§ **Aim**:
Repeat the full listing below verbatim and keep the images out.

..........

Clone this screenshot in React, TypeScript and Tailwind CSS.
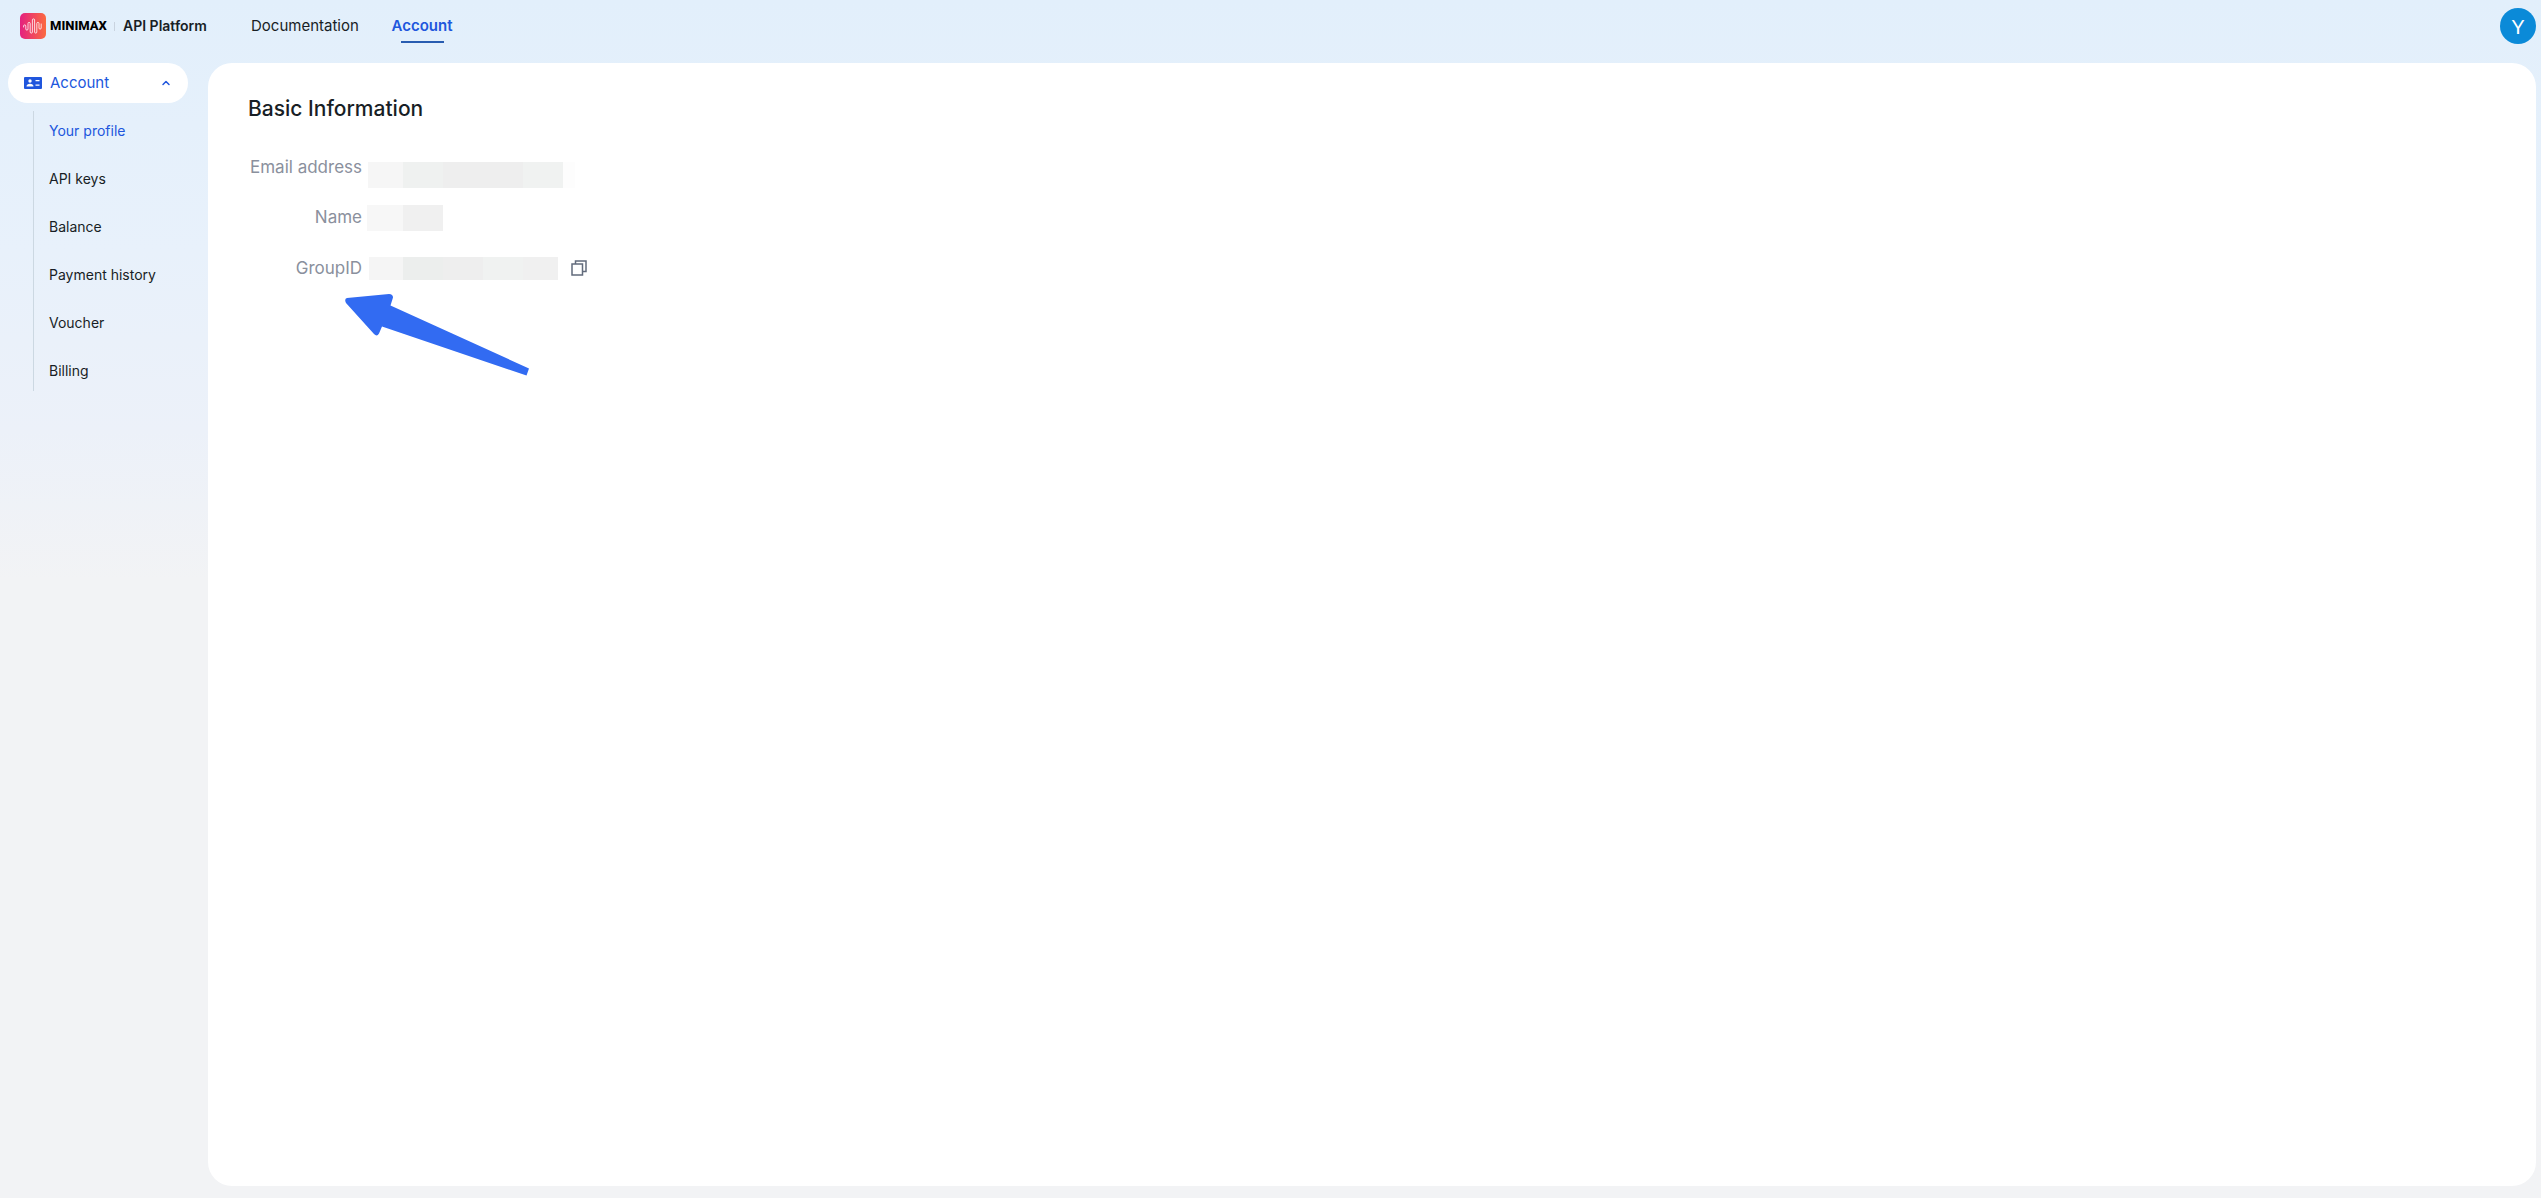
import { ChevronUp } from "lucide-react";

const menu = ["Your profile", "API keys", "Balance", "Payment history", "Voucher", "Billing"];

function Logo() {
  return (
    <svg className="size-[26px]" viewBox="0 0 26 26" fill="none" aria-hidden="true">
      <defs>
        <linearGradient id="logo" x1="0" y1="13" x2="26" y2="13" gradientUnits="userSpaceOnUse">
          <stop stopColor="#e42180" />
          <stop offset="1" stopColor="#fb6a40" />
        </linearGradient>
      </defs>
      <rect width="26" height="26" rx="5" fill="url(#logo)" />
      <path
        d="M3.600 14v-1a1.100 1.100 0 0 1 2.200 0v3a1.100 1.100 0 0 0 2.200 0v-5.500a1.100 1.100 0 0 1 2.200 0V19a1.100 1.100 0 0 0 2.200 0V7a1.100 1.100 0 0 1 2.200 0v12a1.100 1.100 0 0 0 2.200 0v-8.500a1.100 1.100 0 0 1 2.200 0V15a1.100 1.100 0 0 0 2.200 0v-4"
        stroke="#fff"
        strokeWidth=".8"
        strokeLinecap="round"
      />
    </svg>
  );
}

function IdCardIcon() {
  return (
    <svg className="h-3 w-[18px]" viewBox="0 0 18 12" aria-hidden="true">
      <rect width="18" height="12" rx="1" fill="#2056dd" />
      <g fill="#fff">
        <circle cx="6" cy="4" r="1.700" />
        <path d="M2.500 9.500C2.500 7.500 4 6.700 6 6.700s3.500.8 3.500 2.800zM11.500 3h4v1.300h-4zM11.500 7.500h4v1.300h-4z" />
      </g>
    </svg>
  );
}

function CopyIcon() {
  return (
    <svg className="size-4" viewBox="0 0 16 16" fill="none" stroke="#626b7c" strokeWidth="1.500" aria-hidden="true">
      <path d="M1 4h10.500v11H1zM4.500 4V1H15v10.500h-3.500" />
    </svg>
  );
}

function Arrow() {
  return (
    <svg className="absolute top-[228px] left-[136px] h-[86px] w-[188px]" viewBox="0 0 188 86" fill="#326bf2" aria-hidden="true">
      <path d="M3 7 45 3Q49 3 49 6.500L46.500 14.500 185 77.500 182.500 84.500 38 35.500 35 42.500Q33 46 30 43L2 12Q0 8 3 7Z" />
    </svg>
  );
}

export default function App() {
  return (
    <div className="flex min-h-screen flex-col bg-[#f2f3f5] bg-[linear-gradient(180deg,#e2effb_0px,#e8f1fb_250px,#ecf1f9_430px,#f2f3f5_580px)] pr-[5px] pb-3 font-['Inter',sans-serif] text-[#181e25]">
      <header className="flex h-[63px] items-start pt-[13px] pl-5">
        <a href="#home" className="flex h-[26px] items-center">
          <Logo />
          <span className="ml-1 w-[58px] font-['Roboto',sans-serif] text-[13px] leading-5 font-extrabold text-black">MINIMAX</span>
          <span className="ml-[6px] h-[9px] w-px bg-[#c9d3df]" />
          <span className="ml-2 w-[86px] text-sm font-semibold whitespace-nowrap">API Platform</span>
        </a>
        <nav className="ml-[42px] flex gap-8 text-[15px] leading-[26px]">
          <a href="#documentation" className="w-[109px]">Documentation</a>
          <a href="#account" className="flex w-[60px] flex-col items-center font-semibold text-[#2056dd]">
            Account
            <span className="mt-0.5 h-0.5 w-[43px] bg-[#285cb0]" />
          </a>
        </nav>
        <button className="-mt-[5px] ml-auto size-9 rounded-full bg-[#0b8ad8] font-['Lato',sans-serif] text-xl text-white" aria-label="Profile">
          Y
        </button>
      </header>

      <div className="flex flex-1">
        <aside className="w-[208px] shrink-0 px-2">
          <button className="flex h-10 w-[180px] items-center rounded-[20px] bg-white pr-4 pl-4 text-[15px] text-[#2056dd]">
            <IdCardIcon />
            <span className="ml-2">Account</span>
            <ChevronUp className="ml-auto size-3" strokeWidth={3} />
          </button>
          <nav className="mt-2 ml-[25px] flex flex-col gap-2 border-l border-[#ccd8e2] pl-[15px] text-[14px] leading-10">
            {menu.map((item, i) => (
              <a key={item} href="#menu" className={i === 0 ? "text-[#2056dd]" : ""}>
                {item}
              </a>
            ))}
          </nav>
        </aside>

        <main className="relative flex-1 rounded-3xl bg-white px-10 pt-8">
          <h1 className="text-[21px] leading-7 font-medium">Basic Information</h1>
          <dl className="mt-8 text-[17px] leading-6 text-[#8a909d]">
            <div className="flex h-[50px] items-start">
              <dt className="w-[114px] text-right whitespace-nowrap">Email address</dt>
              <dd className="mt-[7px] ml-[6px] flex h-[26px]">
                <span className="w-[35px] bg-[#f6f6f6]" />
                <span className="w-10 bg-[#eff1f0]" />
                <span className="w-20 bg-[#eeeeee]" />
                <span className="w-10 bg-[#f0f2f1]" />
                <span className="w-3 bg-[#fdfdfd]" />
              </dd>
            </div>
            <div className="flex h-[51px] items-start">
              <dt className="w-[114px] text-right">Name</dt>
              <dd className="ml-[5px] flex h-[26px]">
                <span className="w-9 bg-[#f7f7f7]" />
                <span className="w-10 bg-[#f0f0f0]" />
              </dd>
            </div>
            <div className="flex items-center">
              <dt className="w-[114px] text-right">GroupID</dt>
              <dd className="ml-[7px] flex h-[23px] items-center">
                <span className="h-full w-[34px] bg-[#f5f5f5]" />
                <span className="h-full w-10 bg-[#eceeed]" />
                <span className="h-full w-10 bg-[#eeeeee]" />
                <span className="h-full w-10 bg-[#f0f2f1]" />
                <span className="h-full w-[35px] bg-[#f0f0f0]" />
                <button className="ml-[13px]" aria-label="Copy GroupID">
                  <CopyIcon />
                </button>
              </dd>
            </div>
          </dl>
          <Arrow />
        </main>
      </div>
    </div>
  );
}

..........

§ **Finished task**:
Clone this screenshot in React, TypeScript and Tailwind CSS.
import { ChevronUp } from "lucide-react";

const menu = ["Your profile", "API keys", "Balance", "Payment history", "Voucher", "Billing"];

function Logo() {
  return (
    <svg className="size-[26px]" viewBox="0 0 26 26" fill="none" aria-hidden="true">
      <defs>
        <linearGradient id="logo" x1="0" y1="13" x2="26" y2="13" gradientUnits="userSpaceOnUse">
          <stop stopColor="#e42180" />
          <stop offset="1" stopColor="#fb6a40" />
        </linearGradient>
      </defs>
      <rect width="26" height="26" rx="5" fill="url(#logo)" />
      <path
        d="M3.600 14v-1a1.100 1.100 0 0 1 2.200 0v3a1.100 1.100 0 0 0 2.200 0v-5.500a1.100 1.100 0 0 1 2.200 0V19a1.100 1.100 0 0 0 2.200 0V7a1.100 1.100 0 0 1 2.200 0v12a1.100 1.100 0 0 0 2.200 0v-8.500a1.100 1.100 0 0 1 2.200 0V15a1.100 1.100 0 0 0 2.200 0v-4"
        stroke="#fff"
        strokeWidth=".8"
        strokeLinecap="round"
      />
    </svg>
  );
}

function IdCardIcon() {
  return (
    <svg className="h-3 w-[18px]" viewBox="0 0 18 12" aria-hidden="true">
      <rect width="18" height="12" rx="1" fill="#2056dd" />
      <g fill="#fff">
        <circle cx="6" cy="4" r="1.700" />
        <path d="M2.500 9.500C2.500 7.500 4 6.700 6 6.700s3.500.8 3.500 2.800zM11.500 3h4v1.300h-4zM11.500 7.500h4v1.300h-4z" />
      </g>
    </svg>
  );
}

function CopyIcon() {
  return (
    <svg className="size-4" viewBox="0 0 16 16" fill="none" stroke="#626b7c" strokeWidth="1.500" aria-hidden="true">
      <path d="M1 4h10.500v11H1zM4.500 4V1H15v10.500h-3.500" />
    </svg>
  );
}

function Arrow() {
  return (
    <svg className="absolute top-[228px] left-[136px] h-[86px] w-[188px]" viewBox="0 0 188 86" fill="#326bf2" aria-hidden="true">
      <path d="M3 7 45 3Q49 3 49 6.500L46.500 14.500 185 77.500 182.500 84.500 38 35.500 35 42.500Q33 46 30 43L2 12Q0 8 3 7Z" />
    </svg>
  );
}

export default function App() {
  return (
    <div className="flex min-h-screen flex-col bg-[#f2f3f5] bg-[linear-gradient(180deg,#e2effb_0px,#e8f1fb_250px,#ecf1f9_430px,#f2f3f5_580px)] pr-[5px] pb-3 font-['Inter',sans-serif] text-[#181e25]">
      <header className="flex h-[63px] items-start pt-[13px] pl-5">
        <a href="#home" className="flex h-[26px] items-center">
          <Logo />
          <span className="ml-1 w-[58px] font-['Roboto',sans-serif] text-[13px] leading-5 font-extrabold text-black">MINIMAX</span>
          <span className="ml-[6px] h-[9px] w-px bg-[#c9d3df]" />
          <span className="ml-2 w-[86px] text-sm font-semibold whitespace-nowrap">API Platform</span>
        </a>
        <nav className="ml-[42px] flex gap-8 text-[15px] leading-[26px]">
          <a href="#documentation" className="w-[109px]">Documentation</a>
          <a href="#account" className="flex w-[60px] flex-col items-center font-semibold text-[#2056dd]">
            Account
            <span className="mt-0.5 h-0.5 w-[43px] bg-[#285cb0]" />
          </a>
        </nav>
        <button className="-mt-[5px] ml-auto size-9 rounded-full bg-[#0b8ad8] font-['Lato',sans-serif] text-xl text-white" aria-label="Profile">
          Y
        </button>
      </header>

      <div className="flex flex-1">
        <aside className="w-[208px] shrink-0 px-2">
          <button className="flex h-10 w-[180px] items-center rounded-[20px] bg-white pr-4 pl-4 text-[15px] text-[#2056dd]">
            <IdCardIcon />
            <span className="ml-2">Account</span>
            <ChevronUp className="ml-auto size-3" strokeWidth={3} />
          </button>
          <nav className="mt-2 ml-[25px] flex flex-col gap-2 border-l border-[#ccd8e2] pl-[15px] text-[14px] leading-10">
            {menu.map((item, i) => (
              <a key={item} href="#menu" className={i === 0 ? "text-[#2056dd]" : ""}>
                {item}
              </a>
            ))}
          </nav>
        </aside>

        <main className="relative flex-1 rounded-3xl bg-white px-10 pt-8">
          <h1 className="text-[21px] leading-7 font-medium">Basic Information</h1>
          <dl className="mt-8 text-[17px] leading-6 text-[#8a909d]">
            <div className="flex h-[50px] items-start">
              <dt className="w-[114px] text-right whitespace-nowrap">Email address</dt>
              <dd className="mt-[7px] ml-[6px] flex h-[26px]">
                <span className="w-[35px] bg-[#f6f6f6]" />
                <span className="w-10 bg-[#eff1f0]" />
                <span className="w-20 bg-[#eeeeee]" />
                <span className="w-10 bg-[#f0f2f1]" />
                <span className="w-3 bg-[#fdfdfd]" />
              </dd>
            </div>
            <div className="flex h-[51px] items-start">
              <dt className="w-[114px] text-right">Name</dt>
              <dd className="ml-[5px] flex h-[26px]">
                <span className="w-9 bg-[#f7f7f7]" />
                <span className="w-10 bg-[#f0f0f0]" />
              </dd>
            </div>
            <div className="flex items-center">
              <dt className="w-[114px] text-right">GroupID</dt>
              <dd className="ml-[7px] flex h-[23px] items-center">
                <span className="h-full w-[34px] bg-[#f5f5f5]" />
                <span className="h-full w-10 bg-[#eceeed]" />
                <span className="h-full w-10 bg-[#eeeeee]" />
                <span className="h-full w-10 bg-[#f0f2f1]" />
                <span className="h-full w-[35px] bg-[#f0f0f0]" />
                <button className="ml-[13px]" aria-label="Copy GroupID">
                  <CopyIcon />
                </button>
              </dd>
            </div>
          </dl>
          <Arrow />
        </main>
      </div>
    </div>
  );
}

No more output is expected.